'''

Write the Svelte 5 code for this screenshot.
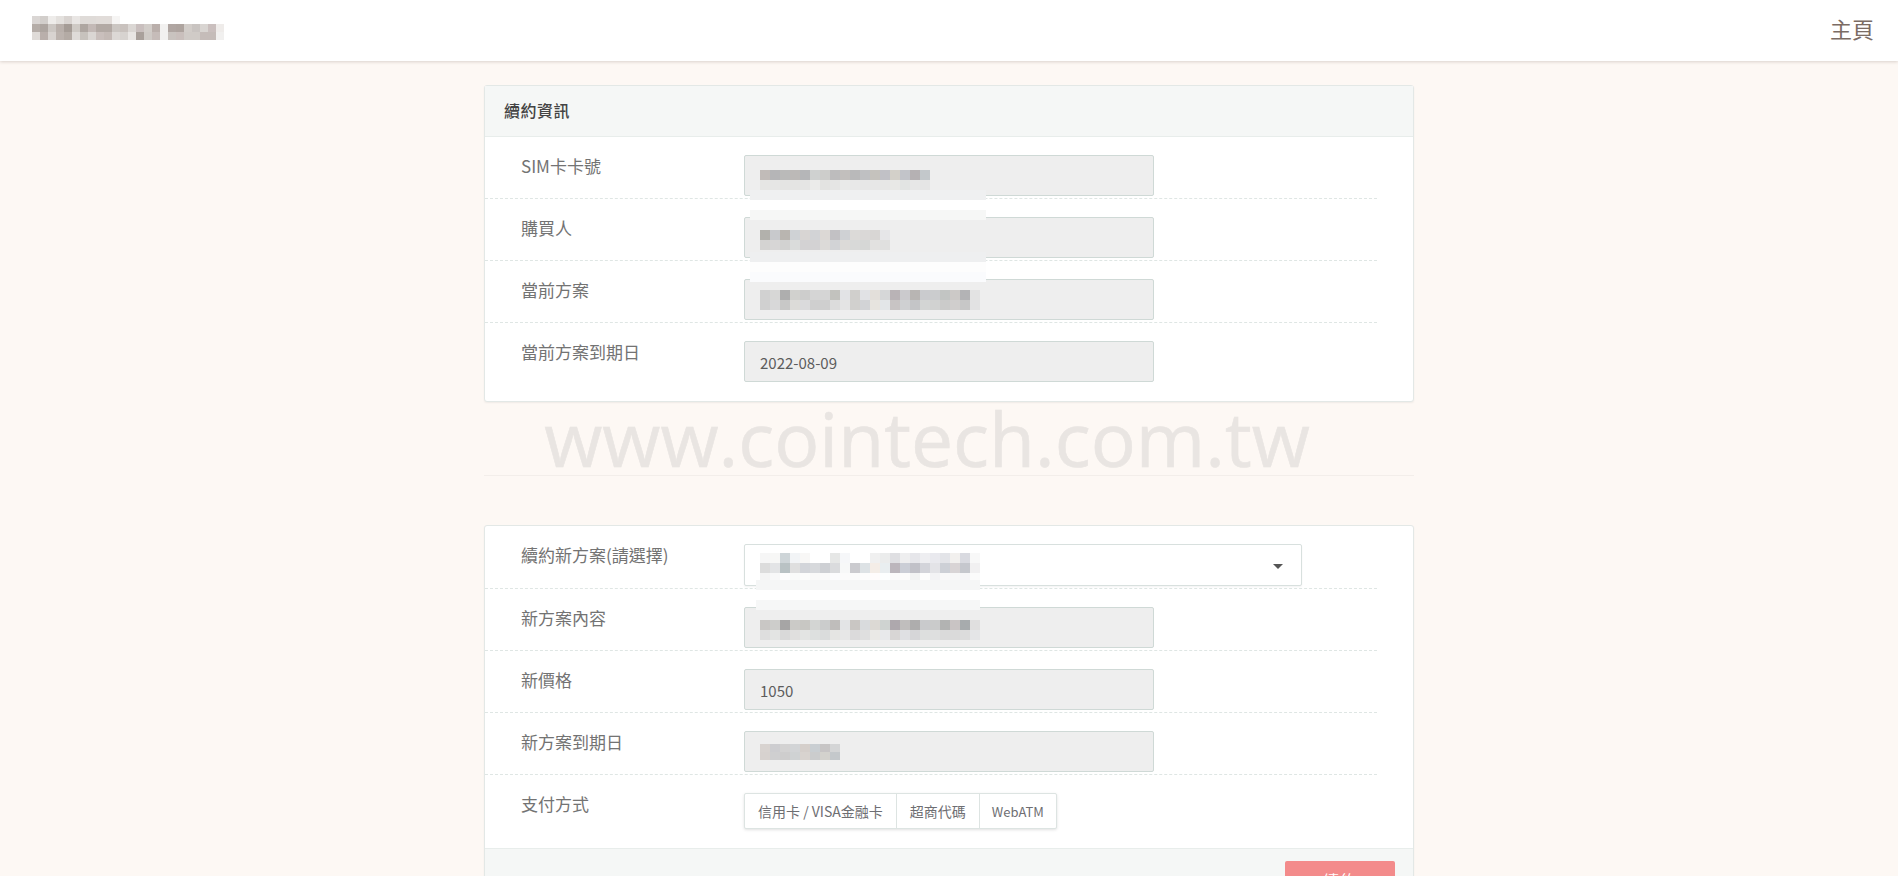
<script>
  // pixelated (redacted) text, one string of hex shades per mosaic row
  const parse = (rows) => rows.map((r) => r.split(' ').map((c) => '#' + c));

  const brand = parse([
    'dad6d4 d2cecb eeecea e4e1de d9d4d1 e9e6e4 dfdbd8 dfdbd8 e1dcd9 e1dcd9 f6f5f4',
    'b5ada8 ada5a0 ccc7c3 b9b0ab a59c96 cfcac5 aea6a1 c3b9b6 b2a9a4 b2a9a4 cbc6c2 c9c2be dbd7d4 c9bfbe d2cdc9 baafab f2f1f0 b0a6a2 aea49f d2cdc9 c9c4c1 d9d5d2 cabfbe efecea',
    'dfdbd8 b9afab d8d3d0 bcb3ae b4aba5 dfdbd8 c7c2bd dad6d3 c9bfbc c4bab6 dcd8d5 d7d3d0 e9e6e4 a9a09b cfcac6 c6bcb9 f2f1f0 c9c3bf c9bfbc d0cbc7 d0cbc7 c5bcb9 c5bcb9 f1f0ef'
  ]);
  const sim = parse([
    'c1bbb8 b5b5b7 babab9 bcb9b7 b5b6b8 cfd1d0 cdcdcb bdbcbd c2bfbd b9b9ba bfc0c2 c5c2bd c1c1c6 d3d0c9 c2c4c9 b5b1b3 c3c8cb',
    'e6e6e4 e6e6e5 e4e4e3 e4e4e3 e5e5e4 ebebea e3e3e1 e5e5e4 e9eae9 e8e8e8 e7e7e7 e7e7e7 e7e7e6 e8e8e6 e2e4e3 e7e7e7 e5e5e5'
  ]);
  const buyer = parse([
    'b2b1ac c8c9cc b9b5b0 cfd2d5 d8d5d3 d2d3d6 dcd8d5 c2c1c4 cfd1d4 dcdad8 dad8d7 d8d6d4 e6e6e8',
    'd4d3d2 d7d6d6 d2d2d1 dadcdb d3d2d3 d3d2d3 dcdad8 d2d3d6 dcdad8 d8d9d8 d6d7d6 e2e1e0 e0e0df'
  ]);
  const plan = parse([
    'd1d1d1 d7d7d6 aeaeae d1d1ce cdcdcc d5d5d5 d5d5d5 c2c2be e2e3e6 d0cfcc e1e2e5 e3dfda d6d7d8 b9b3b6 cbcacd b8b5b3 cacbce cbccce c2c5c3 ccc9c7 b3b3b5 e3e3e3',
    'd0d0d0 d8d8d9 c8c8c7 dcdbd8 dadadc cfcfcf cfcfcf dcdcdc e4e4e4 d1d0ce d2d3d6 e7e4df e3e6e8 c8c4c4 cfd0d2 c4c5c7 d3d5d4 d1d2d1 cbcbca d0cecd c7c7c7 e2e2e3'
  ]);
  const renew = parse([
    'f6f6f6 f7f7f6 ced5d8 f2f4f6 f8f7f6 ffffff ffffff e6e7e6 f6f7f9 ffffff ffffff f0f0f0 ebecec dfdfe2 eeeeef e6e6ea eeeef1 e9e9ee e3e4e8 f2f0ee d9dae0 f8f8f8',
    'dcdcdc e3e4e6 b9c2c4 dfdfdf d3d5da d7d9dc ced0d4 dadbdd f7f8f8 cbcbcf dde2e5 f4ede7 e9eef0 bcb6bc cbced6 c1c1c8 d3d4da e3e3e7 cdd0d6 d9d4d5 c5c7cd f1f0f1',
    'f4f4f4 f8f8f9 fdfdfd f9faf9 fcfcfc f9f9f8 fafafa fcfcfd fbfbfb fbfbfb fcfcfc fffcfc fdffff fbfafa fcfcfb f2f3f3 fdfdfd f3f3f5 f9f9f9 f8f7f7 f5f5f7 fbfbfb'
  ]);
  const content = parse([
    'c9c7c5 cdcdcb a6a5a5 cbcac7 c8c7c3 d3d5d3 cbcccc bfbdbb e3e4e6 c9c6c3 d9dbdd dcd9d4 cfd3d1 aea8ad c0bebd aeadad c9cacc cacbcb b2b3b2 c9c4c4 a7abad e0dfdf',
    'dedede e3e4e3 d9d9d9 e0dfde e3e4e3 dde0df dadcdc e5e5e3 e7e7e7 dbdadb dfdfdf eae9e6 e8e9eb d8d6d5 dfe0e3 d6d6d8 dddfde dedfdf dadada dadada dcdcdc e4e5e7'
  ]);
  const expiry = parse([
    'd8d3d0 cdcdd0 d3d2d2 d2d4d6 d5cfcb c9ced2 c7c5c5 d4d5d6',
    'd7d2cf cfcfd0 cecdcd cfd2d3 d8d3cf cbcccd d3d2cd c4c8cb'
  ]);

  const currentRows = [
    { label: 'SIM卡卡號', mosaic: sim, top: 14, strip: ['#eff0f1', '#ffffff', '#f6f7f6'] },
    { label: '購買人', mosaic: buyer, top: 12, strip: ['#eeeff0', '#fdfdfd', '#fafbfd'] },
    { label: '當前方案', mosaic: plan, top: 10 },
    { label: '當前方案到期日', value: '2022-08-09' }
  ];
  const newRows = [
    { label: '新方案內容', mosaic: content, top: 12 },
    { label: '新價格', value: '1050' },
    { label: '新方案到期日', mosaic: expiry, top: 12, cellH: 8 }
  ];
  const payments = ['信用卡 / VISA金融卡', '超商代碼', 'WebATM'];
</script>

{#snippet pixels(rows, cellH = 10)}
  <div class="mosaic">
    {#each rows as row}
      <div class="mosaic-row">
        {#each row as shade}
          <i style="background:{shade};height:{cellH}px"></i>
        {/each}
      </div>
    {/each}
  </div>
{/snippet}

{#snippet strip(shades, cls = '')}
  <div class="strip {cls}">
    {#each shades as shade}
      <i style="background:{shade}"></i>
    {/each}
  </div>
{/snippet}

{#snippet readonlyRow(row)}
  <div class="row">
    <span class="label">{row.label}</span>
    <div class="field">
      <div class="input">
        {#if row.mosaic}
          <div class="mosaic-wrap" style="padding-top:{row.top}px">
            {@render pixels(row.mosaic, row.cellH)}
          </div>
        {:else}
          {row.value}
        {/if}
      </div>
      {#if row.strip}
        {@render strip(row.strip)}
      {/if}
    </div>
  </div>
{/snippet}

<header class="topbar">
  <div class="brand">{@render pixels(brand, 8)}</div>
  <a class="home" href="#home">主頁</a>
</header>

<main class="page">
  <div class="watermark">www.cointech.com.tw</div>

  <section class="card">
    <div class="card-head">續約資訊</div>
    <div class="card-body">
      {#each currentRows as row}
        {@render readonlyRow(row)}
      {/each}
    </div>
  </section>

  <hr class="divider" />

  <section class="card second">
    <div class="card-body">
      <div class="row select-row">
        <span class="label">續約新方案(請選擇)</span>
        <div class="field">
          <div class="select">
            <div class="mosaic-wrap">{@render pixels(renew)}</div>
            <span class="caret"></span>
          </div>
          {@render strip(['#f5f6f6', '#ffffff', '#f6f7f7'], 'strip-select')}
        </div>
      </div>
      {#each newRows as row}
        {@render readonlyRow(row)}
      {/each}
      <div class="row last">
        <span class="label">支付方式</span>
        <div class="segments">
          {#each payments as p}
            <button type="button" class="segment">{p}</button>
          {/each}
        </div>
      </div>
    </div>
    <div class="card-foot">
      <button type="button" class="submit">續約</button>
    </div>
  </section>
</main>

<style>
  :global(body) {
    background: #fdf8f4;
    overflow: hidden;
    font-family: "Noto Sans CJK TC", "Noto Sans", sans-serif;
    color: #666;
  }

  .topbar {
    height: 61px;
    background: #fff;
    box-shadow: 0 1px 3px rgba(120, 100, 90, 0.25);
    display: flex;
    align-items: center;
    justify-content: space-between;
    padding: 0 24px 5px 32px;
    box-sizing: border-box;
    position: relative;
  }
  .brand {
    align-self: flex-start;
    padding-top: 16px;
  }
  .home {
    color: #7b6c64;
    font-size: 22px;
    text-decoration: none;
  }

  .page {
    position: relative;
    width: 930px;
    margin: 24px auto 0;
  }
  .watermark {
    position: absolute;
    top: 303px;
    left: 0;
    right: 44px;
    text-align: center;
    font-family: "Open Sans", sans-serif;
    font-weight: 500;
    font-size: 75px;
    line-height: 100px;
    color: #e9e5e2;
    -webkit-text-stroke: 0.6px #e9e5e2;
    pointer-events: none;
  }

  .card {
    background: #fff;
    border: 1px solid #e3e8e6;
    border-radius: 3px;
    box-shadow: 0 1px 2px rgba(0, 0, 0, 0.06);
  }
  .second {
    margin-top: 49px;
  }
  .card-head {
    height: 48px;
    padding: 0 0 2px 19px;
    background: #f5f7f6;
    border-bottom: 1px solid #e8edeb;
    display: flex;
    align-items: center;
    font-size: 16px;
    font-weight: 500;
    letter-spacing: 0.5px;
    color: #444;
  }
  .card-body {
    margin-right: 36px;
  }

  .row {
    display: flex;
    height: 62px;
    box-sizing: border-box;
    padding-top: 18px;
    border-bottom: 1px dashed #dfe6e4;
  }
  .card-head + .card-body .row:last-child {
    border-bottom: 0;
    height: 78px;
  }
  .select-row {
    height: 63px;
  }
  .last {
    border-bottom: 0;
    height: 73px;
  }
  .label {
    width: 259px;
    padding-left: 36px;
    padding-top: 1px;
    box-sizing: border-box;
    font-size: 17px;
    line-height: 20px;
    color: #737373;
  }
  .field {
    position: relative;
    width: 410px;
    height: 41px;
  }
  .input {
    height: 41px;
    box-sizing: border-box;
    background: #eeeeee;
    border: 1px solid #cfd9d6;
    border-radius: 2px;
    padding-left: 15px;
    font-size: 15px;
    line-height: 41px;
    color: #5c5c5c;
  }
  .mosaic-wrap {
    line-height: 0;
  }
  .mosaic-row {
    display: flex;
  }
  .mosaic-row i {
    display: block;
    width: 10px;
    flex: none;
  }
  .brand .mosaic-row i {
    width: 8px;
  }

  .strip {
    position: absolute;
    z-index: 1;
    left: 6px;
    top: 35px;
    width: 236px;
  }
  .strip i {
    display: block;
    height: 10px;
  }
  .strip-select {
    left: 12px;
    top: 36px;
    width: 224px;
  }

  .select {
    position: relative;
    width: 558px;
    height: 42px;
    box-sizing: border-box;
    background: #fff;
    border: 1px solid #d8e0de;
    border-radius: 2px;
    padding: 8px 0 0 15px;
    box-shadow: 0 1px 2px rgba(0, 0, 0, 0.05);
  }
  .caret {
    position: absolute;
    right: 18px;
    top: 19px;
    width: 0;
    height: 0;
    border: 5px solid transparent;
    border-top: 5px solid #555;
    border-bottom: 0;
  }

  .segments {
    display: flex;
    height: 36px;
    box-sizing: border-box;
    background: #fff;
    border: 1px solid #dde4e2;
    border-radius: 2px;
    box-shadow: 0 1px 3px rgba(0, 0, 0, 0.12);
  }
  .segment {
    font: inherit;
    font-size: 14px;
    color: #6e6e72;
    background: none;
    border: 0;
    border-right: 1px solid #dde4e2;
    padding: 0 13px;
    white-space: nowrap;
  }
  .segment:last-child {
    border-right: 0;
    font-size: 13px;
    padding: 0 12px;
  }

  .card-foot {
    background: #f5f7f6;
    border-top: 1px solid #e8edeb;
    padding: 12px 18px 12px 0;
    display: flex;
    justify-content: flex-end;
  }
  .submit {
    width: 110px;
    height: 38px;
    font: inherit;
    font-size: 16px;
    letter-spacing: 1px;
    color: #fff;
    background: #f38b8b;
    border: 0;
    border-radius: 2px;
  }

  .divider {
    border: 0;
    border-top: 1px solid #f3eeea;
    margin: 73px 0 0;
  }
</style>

'''

WHAT YOU SHOULD DO: Write out nothing but the lines from the start of the data through the line with "const parse = (rows)". Leave out the pictures.

CORRECT ANSWER:
Write the Svelte 5 code for this screenshot.
<script>
  // pixelated (redacted) text, one string of hex shades per mosaic row
  const parse = (rows) => rows.map((r) => r.split(' ').map((c) => '#' + c));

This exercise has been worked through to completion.